I hope you are getting the point that the EMH is perfectly compatible with extreme changes in price. Now, let’s apply this to recent events. There were plenty of reasons to explain why housing and stock prices were rising before 2008. No one can know the future so there were many thoughtful discussions that led many people to conclude that the fast pace of house and stock prices made some sense. There were also many people warning that the prices could not sustain such a rapid pace. All opinions were out in the public and all we can say in retrospect is that people operated with an expectation that prices would continue to rise. That expectation made more people willing to buy and willing to buy at a higher price. The expectations were self-fulfilling. At least they were until the correction came. While this suggests that bubbles do pop or corrections do come – this does not in any way disparage the EMH. EMH simply says people use information in transactions. When expectations about the future are strongly and passionately held – this is part of the information. Those prices that today seem so out of pace with reality – were efficient guesses three years ago. They used all the information.
Today we have a different set of expectations and a different and depressed level of prices. These are efficient prices for today’s information. And this leads us to the final point – what can or what should be done. Let’s not throw away the EMH – rather let’s use it to decide what to do. It seems to me that what went wrong were two things. First, regulators didn’t do their jobs. The whole credit chain fell apart as EVERYONE justified their expectations by leveraging in dangerous and illegal ways. And the regulators let them. Second, policymakers helped to sustain the fundamental factors that led to a desire for more leverage and for higher asset price inflation. Greenspan didn’t see how low policy-induced interest rates induced a desire to take more risk in markets. The Fed stoked the fires. And Fannie/Freddie fanned the flames.

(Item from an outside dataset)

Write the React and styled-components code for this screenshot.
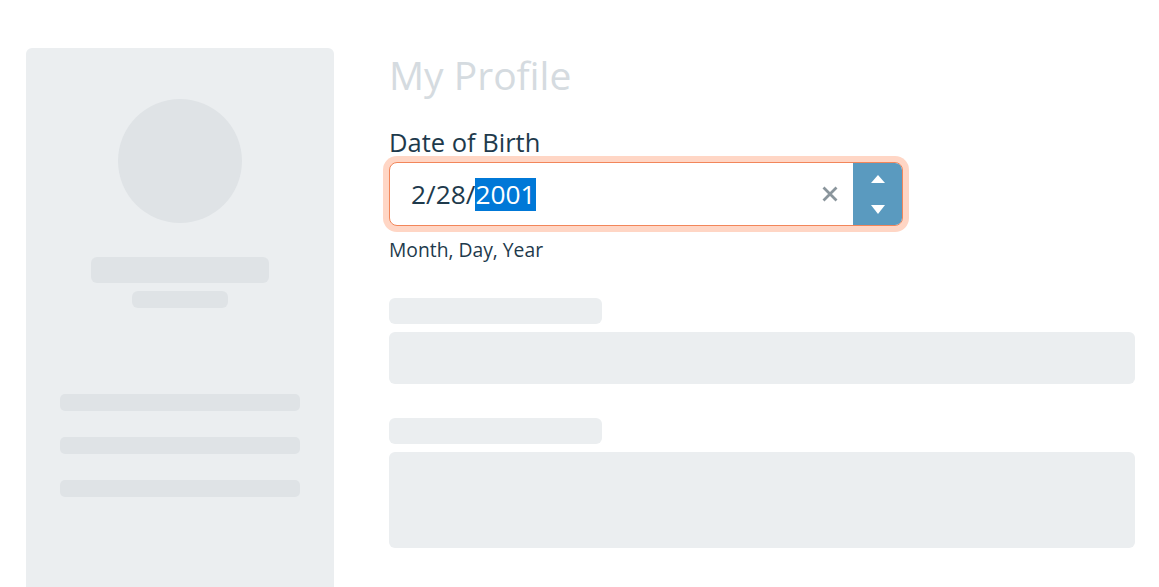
import styled, { createGlobalStyle } from 'styled-components';

const Global = createGlobalStyle`
  html, body {
    margin: 0;
    padding: 0;
    background: #ffffff;
    font-family: "Open Sans", "Noto Sans", sans-serif;
  }
`;

const Page = styled.div`
  display: grid;
  grid-template-columns: 308px 1fr;
  column-gap: 55px;
  padding: 48px 24px 0 26px;
  height: 587px;
  box-sizing: border-box;
  overflow: hidden;
`;

const Sidebar = styled.aside`
  background: #ebeef0;
  border-radius: 6px 6px 0 0;
  height: 560px;
  display: flex;
  flex-direction: column;
  align-items: center;
  padding-top: 51px;
  box-sizing: border-box;
`;

const Avatar = styled.div`
  width: 124px;
  height: 124px;
  border-radius: 50%;
  background: #dfe3e6;
`;

const Bone = styled.div`
  width: ${p => p.w}px;
  height: ${p => p.h}px;
  border-radius: ${p => p.r || 6}px;
  background: ${p => p.tone || '#dfe3e6'};
  margin-top: ${p => p.mt || 0}px;
  flex-shrink: 0;
`;

const Main = styled.main`
  display: flex;
  flex-direction: column;
`;

const Heading = styled.h1`
  margin: 0;
  font-size: 39px;
  font-weight: 400;
  line-height: 52px;
  color: #d5dbe0;
  margin-top: 1px;
`;

const Label = styled.div`
  font-size: 25.5px;
  line-height: 30px;
  color: #1e3a4c;
  margin-top: 26px;
`;

const FieldWrap = styled.div`
  margin-top: 5px;
  width: 514px;
  height: 64px;
  box-sizing: border-box;
  border: 1px solid #f2865a;
  border-radius: 8px;
  box-shadow: 0 0 0 6px #ffd6c5;
  display: flex;
  align-items: stretch;
  background: #fff;
  overflow: hidden;
`;

const Value = styled.div`
  flex: 1;
  display: flex;
  align-items: center;
  padding-left: 21px;
  font-size: 26.3px;
  color: #1e3a4c;
  white-space: pre;
`;

const Selected = styled.span`
  background: #0078d7;
  color: #ffffff;
  line-height: 33px;
`;

const Clear = styled.button`
  border: 0;
  background: transparent;
  padding: 0;
  width: 46px;
  display: flex;
  align-items: center;
  justify-content: center;
  cursor: pointer;
`;

const Stepper = styled.div`
  width: 49px;
  background: #5a9abf;
  display: flex;
  flex-direction: column;
  align-items: center;
  justify-content: center;
  gap: 22px;
`;

const Hint = styled.div`
  margin-top: 12px;
  font-size: 19.3px;
  line-height: 24px;
  color: #1e3a4c;
`;

const Group = styled.div`
  display: flex;
  flex-direction: column;
  gap: 8px;
  margin-top: ${p => p.mt}px;
`;

export default function App() {
  return (
    <>
      <Global />
      <Page>
        <Sidebar>
          <Avatar />
          <Bone w={178} h={26} mt={34} />
          <Bone w={96} h={17} mt={8} />
          <Bone w={240} h={17} r={5} mt={86} />
          <Bone w={240} h={17} r={5} mt={26} />
          <Bone w={240} h={17} r={5} mt={26} />
        </Sidebar>
        <Main>
          <Heading>My Profile</Heading>
          <Label>Date of Birth</Label>
          <FieldWrap>
            <Value>2/28/<Selected>2001</Selected></Value>
            <Clear aria-label="Clear">
              <svg width="16" height="16" viewBox="0 0 16 16">
                <path d="M1.5 1.5 L14.5 14.5 M14.5 1.5 L1.5 14.5" stroke="#8a959c" strokeWidth="2.8" />
              </svg>
            </Clear>
            <Stepper>
              <svg width="14" height="8" viewBox="0 0 14 8"><path d="M7 0 L14 8 L0 8 Z" fill="#fff" /></svg>
              <svg width="14" height="9" viewBox="0 0 14 9"><path d="M0 0 L14 0 L7 9 Z" fill="#fff" /></svg>
            </Stepper>
          </FieldWrap>
          <Hint>Month, Day, Year</Hint>
          <Group mt={36}>
            <Bone w={213} h={26} tone="#ebeef0" />
            <Bone w={746} h={52} tone="#ebeef0" />
          </Group>
          <Group mt={34}>
            <Bone w={213} h={26} tone="#ebeef0" />
            <Bone w={746} h={96} tone="#ebeef0" />
          </Group>
        </Main>
      </Page>
    </>
  );
}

Now the expectations are that prices will continue to fall. That means there is a good way and a bad way for policymakers to act now. The bad way is to try to grease the wheels of credit expansion. That just gets up back into the same garlic pickle. The good way is to approach the fundamentals. People will believe that the worst is over when policymakers earnestly address what was wrong. To do this they need to do sensible things that reduce our need to leverage ourselves beyond our ability to pay. Regulation and policy should be addressed to sensible use of borrowing by the government and the private sector. Until they do that it is hard to see an end to the current economic slowdown. Now where did that $100 bill go?